Source material:
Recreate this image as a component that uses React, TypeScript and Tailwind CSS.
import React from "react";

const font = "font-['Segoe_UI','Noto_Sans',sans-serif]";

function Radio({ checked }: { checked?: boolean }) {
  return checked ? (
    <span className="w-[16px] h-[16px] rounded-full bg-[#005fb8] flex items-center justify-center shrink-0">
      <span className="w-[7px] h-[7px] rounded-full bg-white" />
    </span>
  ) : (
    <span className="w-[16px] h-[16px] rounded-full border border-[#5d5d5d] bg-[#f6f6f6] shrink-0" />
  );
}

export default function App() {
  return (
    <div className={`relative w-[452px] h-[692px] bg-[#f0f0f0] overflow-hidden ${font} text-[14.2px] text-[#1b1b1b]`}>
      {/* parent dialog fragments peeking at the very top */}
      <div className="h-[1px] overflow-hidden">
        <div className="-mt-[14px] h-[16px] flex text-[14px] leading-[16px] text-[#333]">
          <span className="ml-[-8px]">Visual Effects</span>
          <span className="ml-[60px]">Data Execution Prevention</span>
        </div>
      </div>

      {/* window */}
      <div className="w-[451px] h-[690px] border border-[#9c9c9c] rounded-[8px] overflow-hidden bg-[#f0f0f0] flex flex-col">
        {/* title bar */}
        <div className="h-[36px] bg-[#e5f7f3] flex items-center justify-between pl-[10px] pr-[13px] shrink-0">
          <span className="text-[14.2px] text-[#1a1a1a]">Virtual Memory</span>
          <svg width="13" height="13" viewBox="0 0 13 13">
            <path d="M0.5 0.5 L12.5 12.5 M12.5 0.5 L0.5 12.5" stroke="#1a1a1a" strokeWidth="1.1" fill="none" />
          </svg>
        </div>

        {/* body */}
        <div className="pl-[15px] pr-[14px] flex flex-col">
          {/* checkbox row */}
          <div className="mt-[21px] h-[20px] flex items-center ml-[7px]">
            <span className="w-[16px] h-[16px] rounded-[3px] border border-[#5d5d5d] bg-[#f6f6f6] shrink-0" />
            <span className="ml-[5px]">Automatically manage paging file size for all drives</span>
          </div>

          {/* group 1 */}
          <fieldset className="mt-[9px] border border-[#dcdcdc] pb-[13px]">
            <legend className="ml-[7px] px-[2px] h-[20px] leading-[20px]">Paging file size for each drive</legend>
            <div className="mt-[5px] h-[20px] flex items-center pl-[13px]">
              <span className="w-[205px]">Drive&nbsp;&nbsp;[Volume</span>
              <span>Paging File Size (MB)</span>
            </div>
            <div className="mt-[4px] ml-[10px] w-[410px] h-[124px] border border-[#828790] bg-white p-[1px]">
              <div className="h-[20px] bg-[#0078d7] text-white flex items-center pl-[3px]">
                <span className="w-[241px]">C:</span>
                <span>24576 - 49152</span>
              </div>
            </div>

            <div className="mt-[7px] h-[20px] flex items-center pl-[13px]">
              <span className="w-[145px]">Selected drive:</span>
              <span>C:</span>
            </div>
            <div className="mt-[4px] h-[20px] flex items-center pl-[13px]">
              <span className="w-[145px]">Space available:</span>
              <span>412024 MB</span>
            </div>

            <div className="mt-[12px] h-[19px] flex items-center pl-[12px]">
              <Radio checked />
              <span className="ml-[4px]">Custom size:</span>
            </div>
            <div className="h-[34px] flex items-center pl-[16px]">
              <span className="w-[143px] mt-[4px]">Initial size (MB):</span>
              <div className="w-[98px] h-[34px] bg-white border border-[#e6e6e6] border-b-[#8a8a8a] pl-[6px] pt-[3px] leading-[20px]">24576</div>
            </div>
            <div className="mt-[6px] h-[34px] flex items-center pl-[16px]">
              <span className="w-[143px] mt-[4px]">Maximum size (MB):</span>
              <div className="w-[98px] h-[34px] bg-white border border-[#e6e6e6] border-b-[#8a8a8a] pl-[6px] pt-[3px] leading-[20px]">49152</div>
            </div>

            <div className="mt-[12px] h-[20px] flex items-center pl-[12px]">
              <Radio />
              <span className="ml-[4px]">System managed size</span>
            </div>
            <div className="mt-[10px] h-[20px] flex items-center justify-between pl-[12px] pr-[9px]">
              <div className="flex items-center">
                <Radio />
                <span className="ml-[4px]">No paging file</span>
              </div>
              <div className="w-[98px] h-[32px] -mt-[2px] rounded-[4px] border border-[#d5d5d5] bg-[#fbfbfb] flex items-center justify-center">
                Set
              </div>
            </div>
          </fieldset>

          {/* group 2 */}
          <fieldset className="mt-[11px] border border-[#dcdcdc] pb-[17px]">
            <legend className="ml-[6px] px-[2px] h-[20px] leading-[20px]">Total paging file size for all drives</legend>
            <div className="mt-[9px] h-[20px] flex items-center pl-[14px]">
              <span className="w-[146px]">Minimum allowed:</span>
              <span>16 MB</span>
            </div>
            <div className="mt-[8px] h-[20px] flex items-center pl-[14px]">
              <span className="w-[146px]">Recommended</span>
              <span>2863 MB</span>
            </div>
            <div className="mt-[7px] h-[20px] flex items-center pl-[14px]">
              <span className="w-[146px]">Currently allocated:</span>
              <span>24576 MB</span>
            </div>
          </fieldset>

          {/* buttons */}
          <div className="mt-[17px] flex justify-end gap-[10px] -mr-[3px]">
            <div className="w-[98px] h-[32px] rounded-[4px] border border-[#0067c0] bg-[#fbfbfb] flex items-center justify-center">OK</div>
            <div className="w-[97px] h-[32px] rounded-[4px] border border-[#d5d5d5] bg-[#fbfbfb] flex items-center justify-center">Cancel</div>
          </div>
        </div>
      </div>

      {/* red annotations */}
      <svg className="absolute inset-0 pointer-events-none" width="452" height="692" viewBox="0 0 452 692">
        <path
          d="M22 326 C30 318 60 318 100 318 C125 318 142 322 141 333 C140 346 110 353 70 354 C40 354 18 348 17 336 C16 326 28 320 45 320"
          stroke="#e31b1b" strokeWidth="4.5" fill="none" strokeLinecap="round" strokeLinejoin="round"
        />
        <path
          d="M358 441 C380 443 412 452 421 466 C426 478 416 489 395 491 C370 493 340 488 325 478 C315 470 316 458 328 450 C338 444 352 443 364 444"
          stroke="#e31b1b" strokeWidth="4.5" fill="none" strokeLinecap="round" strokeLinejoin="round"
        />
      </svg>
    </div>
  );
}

Task to carry out: Tally the lines above containing "React". Answer with the count only.

Exercise output: 2